## WHAT IS ASKED
What lines of the data include the string "this"? Copy them all.

## DATASET ROWS
:::
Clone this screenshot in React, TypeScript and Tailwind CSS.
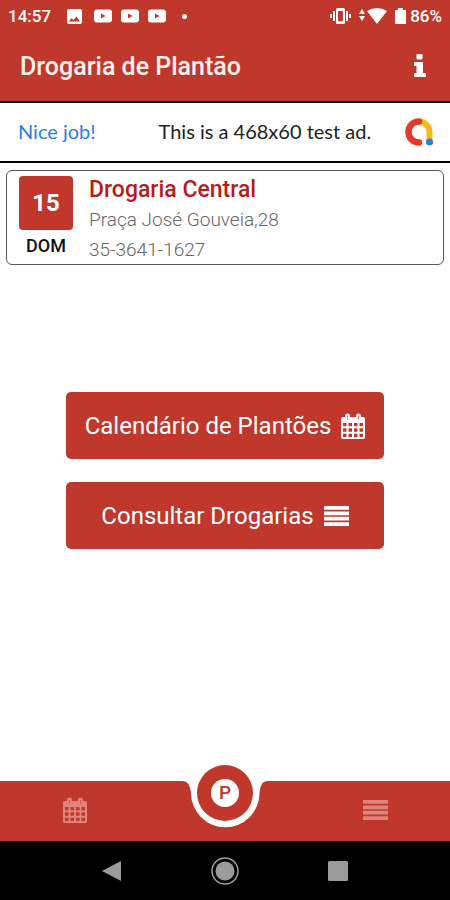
:::
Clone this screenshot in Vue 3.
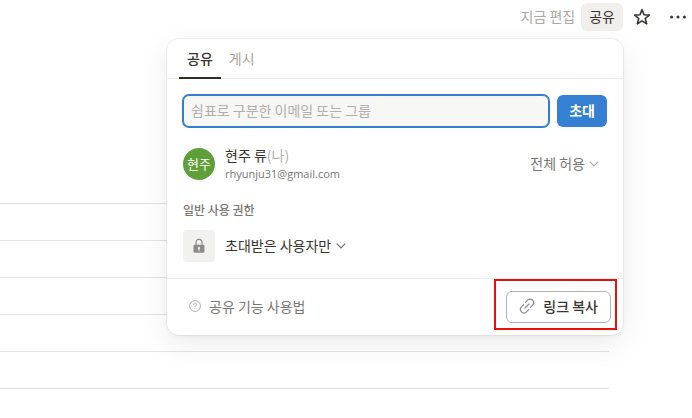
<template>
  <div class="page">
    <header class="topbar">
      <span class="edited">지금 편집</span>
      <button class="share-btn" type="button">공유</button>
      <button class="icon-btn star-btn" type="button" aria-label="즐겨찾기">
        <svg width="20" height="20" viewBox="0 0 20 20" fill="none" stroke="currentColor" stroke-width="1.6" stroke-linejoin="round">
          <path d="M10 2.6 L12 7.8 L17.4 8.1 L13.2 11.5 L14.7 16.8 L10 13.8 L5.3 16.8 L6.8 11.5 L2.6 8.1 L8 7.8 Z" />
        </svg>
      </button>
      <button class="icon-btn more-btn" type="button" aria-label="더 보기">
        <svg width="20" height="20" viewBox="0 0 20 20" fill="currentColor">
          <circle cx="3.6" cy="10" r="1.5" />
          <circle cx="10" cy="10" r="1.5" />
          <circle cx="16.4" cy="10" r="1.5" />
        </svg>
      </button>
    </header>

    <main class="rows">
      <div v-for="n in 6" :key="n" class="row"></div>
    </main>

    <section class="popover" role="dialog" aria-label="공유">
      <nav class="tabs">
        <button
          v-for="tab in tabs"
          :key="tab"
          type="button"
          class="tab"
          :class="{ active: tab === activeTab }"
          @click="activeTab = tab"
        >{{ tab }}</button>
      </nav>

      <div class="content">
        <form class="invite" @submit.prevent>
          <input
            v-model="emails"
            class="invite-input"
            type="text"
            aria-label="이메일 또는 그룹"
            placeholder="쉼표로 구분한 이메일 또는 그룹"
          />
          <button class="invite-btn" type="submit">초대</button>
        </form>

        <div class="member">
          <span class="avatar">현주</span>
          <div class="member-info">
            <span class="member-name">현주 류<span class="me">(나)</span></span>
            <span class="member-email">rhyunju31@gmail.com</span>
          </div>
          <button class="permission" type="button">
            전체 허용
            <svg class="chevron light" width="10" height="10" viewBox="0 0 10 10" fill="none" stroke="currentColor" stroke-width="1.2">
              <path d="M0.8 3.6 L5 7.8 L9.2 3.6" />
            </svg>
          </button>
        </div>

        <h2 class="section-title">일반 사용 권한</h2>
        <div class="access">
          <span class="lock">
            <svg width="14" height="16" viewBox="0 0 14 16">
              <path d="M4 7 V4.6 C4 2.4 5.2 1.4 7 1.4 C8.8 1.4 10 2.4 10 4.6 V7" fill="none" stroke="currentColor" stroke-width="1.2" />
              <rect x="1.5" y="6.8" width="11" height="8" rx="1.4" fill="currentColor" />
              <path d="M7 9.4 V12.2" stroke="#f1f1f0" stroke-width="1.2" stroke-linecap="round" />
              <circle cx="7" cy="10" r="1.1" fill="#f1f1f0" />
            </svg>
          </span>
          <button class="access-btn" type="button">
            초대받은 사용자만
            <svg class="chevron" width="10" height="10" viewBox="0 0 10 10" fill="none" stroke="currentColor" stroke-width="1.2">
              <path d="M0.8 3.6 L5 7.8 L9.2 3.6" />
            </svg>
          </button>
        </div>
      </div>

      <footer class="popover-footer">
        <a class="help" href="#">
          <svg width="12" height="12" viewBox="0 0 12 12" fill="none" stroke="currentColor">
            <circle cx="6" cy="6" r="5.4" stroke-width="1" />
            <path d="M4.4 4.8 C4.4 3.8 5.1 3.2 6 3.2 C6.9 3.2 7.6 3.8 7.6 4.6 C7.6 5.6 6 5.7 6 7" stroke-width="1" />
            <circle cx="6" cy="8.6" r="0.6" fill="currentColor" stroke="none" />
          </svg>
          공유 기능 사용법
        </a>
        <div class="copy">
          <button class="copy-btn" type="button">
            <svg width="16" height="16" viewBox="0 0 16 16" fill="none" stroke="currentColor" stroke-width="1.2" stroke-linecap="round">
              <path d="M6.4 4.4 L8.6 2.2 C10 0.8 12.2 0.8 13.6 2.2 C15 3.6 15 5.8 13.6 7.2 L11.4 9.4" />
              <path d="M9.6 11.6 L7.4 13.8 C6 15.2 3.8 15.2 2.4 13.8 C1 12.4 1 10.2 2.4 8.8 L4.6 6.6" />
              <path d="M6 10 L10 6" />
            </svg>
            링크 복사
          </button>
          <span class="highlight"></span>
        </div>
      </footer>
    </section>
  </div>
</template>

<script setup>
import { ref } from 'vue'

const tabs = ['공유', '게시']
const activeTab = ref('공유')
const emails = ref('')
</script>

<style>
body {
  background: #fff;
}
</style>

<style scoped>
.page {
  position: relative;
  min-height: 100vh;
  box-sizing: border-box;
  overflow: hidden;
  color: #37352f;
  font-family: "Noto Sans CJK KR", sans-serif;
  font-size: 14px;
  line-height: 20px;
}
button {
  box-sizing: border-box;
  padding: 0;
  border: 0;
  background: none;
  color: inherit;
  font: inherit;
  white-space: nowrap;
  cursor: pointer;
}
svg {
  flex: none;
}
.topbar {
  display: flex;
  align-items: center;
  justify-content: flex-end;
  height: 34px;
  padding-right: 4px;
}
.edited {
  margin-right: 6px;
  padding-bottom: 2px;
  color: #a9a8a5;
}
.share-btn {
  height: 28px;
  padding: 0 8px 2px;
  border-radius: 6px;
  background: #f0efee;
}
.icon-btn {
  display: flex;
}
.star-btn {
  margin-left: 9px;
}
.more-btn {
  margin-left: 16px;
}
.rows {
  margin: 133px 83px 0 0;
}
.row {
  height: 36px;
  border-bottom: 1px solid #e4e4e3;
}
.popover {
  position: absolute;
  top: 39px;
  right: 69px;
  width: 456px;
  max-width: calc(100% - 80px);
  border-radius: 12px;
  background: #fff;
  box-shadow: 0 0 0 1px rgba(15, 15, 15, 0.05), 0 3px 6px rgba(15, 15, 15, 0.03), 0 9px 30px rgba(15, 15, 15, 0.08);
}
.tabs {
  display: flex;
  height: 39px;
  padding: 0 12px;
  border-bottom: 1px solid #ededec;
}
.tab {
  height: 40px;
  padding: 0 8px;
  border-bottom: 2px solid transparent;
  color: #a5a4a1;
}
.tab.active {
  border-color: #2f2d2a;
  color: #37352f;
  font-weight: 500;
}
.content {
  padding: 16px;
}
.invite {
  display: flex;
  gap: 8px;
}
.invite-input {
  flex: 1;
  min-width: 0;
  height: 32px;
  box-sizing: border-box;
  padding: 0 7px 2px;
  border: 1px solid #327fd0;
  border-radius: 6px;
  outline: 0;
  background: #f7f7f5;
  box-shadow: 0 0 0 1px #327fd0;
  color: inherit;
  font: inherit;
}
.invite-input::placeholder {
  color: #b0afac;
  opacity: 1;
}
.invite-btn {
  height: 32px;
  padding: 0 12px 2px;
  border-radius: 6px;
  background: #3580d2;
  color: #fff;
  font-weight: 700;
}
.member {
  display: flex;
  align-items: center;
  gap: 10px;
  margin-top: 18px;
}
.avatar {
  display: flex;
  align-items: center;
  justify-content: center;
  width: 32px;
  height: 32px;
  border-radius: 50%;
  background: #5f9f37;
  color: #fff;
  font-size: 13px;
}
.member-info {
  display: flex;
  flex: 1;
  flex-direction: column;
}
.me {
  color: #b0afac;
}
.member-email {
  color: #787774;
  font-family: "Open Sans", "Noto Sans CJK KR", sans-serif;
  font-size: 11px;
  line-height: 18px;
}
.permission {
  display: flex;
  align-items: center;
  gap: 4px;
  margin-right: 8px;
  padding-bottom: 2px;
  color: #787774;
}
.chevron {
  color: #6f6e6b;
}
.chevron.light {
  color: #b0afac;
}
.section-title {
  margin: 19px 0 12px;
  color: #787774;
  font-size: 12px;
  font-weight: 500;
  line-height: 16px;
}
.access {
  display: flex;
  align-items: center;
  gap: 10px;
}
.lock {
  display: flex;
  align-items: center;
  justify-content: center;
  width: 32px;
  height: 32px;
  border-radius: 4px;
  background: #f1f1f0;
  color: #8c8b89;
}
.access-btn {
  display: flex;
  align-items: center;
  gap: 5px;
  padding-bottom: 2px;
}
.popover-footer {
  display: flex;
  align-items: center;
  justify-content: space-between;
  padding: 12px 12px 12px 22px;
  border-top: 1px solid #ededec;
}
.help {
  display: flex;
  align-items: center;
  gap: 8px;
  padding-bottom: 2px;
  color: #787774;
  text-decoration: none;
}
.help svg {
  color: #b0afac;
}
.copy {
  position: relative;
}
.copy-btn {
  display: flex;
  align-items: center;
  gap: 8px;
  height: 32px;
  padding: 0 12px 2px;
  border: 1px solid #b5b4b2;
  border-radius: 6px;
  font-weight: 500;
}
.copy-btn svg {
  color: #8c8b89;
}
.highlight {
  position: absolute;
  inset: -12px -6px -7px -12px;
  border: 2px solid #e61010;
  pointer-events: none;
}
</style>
:::
## FINAL ANSWER
Clone this screenshot in React, TypeScript and Tailwind CSS.
Clone this screenshot in Vue 3.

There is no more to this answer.